Publicado às 10h30
Folha de SP
Fiscalização frágil e até corporativismo, segundo especialistas, são ingredientes que colocam prédios no Brasil sob risco de incêndios devastadores, como o que atingiu o Museu Nacional, no Rio de Janeiro, na noite do domingo (2).
Para aumentar a prevenção contra incêndios, há quem peça maiores poderes aos bombeiros e quem reclame da falta de padrões nacionais ao exigir itens mínimos de segurança em edificações.
No país, cabe aos municípios autorizar a ocupação de imóveis como escolas, hospitais, hotéis e escritórios. Assim, as prefeituras podem exigir regras de segurança de prevenção a incêndios.
De maneira geral, por falta de recursos, as administrações municipais têm pouca estrutura para fiscalizar a aplicação dessas regras. Mas, por meio de convênios, elas podem transferir para o Corpo de Bombeiros dos estados a cobrança de itens de segurança nos imóveis novos.
É o que acontece, por exemplo, nas cidades de São Paulo e Rio de Janeiro, em que as prefeituras exigem um auto de vistoria dos bombeiros para liberar o uso de uma nova construção. No caso do Rio, os bombeiros respondem atualmente ao Gabinete de Intervenção Federal, que gere a segurança pública do estado desde fevereiro.
Mas, onde não há este tipo de acordo com os bombeiros, a fiscalização é frágil, segundo o engenheiro Antonio Fernando Berto, chefe do Laboratório de Segurança ao Fogo e a Explosões do IPT (Instituto de Pesquisas Tecnológicas), de São Paulo.
Por isso, Berto defende concessão de maiores poderes aos bombeiros de todo o país, para que, ao identificarem o risco na ocupação de um imóvel, possam ter a atribuição de interditá-lo. Essa não é uma prerrogativa dos bombeiros em todos os estados.
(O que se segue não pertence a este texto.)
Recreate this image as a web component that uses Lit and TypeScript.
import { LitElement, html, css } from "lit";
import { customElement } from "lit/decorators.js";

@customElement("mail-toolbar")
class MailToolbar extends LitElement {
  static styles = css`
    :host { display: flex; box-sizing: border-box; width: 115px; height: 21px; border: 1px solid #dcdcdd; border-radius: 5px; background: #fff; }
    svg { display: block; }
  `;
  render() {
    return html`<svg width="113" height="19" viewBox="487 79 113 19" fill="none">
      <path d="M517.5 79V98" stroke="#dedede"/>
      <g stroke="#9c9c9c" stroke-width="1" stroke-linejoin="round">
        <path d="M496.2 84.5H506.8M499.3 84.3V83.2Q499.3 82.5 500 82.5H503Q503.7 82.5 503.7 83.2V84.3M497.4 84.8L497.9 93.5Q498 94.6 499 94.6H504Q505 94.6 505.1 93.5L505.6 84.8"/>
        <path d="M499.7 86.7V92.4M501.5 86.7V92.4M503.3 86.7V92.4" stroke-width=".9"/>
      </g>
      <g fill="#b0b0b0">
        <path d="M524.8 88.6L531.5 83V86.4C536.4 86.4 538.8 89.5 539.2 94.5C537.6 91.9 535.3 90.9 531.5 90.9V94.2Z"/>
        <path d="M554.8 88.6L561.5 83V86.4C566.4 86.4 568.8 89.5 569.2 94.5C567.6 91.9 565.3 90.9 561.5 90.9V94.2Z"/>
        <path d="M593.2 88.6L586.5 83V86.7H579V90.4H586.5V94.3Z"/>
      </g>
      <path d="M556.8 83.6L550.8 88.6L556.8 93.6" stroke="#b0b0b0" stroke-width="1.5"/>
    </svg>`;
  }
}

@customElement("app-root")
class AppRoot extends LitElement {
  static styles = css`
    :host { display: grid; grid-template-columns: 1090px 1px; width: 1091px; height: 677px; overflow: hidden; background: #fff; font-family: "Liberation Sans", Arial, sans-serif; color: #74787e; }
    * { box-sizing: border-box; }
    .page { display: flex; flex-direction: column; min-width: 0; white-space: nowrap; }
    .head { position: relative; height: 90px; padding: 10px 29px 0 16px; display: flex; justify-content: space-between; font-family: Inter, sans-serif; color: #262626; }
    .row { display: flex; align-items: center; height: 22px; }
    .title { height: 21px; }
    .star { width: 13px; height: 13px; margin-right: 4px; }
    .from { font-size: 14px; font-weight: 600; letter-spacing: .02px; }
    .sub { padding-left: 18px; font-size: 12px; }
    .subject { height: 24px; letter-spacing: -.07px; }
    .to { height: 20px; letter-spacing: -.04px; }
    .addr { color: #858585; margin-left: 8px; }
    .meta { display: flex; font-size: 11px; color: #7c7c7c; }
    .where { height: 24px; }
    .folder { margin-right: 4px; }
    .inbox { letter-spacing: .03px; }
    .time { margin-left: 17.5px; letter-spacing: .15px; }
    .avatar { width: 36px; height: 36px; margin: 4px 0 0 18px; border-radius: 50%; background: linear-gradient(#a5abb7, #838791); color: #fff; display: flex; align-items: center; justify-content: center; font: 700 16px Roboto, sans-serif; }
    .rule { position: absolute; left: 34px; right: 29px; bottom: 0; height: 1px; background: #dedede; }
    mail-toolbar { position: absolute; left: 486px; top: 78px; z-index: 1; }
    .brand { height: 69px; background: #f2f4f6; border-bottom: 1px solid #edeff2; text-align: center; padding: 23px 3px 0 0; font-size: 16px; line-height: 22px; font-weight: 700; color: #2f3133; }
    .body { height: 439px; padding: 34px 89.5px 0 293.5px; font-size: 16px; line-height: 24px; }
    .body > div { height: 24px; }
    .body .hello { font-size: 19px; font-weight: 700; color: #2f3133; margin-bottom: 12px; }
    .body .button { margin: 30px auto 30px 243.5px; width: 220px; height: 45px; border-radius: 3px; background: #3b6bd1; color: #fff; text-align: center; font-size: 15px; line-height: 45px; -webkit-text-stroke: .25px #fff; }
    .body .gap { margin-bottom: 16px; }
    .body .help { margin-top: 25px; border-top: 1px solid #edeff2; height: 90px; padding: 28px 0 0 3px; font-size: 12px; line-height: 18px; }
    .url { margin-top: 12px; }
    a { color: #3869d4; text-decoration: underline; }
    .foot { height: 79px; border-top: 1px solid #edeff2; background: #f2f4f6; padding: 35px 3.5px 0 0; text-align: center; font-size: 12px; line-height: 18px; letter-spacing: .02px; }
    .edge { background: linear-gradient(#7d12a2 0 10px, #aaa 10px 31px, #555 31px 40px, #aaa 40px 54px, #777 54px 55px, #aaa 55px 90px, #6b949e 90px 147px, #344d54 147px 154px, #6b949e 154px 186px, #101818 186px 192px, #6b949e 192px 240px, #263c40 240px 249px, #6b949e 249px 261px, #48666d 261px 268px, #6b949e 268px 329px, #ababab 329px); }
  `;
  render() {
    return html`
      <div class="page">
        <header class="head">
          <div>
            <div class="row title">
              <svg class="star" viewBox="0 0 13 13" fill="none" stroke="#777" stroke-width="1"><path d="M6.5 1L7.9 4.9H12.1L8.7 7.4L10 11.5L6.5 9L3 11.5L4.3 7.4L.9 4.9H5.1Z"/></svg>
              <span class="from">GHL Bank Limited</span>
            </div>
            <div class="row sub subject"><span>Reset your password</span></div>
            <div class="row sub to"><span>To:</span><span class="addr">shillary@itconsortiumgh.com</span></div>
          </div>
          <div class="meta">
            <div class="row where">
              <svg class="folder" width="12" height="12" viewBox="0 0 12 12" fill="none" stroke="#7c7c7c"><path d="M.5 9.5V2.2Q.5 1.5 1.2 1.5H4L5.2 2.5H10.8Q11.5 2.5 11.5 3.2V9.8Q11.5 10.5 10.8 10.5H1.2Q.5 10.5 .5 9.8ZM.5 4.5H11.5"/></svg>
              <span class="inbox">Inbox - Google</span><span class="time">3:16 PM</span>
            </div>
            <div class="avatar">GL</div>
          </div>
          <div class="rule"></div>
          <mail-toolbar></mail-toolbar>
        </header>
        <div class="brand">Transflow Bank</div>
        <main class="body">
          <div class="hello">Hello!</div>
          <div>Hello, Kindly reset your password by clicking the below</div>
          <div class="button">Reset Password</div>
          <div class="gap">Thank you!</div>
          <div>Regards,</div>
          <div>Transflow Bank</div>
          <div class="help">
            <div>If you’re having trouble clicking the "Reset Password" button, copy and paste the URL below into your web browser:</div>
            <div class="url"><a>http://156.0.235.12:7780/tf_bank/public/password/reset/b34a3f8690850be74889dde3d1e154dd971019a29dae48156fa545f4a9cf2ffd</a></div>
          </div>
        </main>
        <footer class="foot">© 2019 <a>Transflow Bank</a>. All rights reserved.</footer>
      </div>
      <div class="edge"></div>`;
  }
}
Uma frente parlamentar no Congresso estuda a padronização de procedimentos nacionalmente.
Para o coronel da reserva e oficial dos Bombeiros paulista Sergio Athayde, o poder de interditar e conferir multas a imóveis inseguros teria efeito limitado no país. Isso porque, segundo ele, há uma dificuldade do Estado brasileiro em fiscalizar seu próprio patrimônio.
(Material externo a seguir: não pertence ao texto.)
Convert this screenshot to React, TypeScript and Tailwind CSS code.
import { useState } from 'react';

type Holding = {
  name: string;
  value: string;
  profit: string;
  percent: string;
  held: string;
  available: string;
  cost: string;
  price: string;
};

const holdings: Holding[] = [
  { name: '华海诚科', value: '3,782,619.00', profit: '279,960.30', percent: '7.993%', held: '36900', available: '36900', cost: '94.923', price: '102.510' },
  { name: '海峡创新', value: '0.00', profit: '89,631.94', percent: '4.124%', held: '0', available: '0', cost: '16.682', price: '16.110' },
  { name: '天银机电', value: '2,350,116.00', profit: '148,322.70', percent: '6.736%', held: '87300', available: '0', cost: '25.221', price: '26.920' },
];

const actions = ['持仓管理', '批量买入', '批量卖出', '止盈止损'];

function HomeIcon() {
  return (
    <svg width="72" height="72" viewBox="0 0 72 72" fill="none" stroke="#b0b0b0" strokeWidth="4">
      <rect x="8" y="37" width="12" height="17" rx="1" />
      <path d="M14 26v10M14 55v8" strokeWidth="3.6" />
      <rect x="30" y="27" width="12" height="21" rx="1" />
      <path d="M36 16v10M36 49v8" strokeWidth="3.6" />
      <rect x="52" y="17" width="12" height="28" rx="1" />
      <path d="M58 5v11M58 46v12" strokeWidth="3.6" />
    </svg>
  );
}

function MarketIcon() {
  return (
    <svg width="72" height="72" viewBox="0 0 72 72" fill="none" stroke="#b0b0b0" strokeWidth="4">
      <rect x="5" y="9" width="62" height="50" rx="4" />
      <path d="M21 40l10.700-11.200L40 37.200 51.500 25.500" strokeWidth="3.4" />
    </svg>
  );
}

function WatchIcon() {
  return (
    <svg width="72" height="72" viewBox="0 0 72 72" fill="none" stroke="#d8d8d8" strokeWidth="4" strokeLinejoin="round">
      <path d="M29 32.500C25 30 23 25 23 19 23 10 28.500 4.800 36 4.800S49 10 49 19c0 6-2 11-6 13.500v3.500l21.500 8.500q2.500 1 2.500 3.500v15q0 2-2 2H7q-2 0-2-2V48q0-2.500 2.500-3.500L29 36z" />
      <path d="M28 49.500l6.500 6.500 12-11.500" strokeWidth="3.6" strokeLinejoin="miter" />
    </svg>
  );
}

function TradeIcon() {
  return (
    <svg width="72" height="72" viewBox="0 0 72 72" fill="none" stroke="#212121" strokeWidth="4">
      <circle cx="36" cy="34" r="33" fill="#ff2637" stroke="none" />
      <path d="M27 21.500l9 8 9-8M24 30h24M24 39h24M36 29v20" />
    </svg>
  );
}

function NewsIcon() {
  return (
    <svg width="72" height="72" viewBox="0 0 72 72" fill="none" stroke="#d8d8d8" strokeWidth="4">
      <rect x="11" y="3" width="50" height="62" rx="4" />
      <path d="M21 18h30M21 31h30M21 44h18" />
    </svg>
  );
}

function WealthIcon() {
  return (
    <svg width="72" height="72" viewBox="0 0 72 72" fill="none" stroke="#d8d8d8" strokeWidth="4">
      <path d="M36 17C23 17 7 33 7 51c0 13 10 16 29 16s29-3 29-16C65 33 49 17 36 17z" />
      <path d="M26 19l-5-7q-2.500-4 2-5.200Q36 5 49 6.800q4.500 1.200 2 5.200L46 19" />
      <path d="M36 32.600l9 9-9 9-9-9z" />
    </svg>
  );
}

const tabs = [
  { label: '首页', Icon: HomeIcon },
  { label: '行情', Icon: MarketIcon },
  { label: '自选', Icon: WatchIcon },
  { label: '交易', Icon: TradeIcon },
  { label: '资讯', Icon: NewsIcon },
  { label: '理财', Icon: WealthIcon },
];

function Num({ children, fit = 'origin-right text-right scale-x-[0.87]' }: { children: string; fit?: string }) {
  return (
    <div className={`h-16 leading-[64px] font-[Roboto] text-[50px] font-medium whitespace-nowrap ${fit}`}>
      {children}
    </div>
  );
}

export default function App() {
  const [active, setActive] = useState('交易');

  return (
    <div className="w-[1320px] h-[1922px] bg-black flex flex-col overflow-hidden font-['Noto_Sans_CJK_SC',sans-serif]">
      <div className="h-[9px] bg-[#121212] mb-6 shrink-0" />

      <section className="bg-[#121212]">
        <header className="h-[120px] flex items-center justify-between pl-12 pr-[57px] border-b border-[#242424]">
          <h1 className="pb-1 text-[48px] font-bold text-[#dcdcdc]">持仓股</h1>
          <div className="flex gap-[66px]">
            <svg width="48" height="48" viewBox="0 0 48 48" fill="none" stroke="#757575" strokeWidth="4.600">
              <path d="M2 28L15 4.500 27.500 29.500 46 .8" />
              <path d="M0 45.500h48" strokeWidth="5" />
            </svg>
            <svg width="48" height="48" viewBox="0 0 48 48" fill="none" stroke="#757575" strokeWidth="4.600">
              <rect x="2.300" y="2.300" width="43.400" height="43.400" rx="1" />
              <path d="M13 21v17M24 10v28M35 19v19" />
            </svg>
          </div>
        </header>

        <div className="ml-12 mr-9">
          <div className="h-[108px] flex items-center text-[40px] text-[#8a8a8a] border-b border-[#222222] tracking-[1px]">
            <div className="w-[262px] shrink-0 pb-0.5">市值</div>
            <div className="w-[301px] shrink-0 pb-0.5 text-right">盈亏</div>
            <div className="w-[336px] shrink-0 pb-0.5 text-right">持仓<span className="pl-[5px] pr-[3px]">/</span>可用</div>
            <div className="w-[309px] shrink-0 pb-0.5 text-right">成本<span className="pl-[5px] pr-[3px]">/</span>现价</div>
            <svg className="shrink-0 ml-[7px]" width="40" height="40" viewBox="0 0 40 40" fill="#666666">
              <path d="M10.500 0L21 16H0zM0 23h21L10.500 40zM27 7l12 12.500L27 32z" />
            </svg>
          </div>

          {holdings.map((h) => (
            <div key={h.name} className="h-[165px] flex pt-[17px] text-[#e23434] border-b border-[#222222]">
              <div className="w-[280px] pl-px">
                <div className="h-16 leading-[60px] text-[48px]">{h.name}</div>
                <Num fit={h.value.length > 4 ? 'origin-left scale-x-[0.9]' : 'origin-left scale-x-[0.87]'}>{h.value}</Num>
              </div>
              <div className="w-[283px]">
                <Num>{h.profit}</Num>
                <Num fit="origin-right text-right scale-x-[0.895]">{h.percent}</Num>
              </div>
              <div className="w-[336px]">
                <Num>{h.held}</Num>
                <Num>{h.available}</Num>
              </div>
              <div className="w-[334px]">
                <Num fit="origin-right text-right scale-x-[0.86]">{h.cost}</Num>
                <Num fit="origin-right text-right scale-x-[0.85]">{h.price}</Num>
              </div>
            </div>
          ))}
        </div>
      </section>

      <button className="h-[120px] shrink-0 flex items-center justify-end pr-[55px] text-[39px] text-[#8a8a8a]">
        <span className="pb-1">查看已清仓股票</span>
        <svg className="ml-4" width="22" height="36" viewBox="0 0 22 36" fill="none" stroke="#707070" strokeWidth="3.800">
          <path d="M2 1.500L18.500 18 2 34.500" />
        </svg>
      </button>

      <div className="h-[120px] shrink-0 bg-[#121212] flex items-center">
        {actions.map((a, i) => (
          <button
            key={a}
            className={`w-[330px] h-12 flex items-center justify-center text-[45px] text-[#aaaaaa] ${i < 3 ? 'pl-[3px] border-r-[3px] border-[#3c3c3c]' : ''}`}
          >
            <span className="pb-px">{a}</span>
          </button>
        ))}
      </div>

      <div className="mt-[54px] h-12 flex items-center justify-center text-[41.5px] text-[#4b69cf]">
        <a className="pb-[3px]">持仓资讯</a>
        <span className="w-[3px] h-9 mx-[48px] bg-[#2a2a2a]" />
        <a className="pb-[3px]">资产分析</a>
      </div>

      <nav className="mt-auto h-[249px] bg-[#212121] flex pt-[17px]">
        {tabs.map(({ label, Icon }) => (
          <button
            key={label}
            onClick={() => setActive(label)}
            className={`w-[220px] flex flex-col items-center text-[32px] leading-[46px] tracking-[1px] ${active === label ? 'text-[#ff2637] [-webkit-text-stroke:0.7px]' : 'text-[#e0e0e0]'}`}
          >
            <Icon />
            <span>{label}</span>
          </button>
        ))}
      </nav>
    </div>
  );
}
Há corporativismo e disputas administrativas que emperram tomadas de decisões mais contundentes, diz Athayde. “Pode se interditar shopping, clube, mas não interdita uma escola pública que não tenha o mínimo de acessibilidade ou rota de fuga”. Ele sugere que o Ministério Público seja mais atuante na cobrança de condições mínimas de segurança em espaços públicos.
Um exemplo desse gargalo é o Museu da Língua Portuguesa, consumido por um incêndio em 2015, em São Paulo. Na ocasião, o local não tinha vistoria dos bombeiros que atestasse sua segurança.
O próprio Museu Nacional não tinha o laudo atualizado de vistoria dos bombeiros à época de uma fiscalização do Ministério da Transparência, Fiscalização e Controladoria-Geral da União, feita em 2014.
À época, o museu se justificou dizendo que, por ser tombado pelo patrimônio histórico, não conseguiria atender às exigências dos bombeiros.
Segundo Athayde, o fato de imóveis serem tombados não os impede de serem adaptados e se tornarem mais seguros contra incêndios.
“Podem-se adicionar cortinas ou tintas que sejam retardantes ao avanço do fogo, ou adicionar outros equipamentos de detecção e de combate a incêndio. Mas no caso do Museu Nacional, não se cuidou nem dos cupins [em 2017, uma infestação de cupins danificou a base de um esqueleto de dinossauro no museu carioca]”.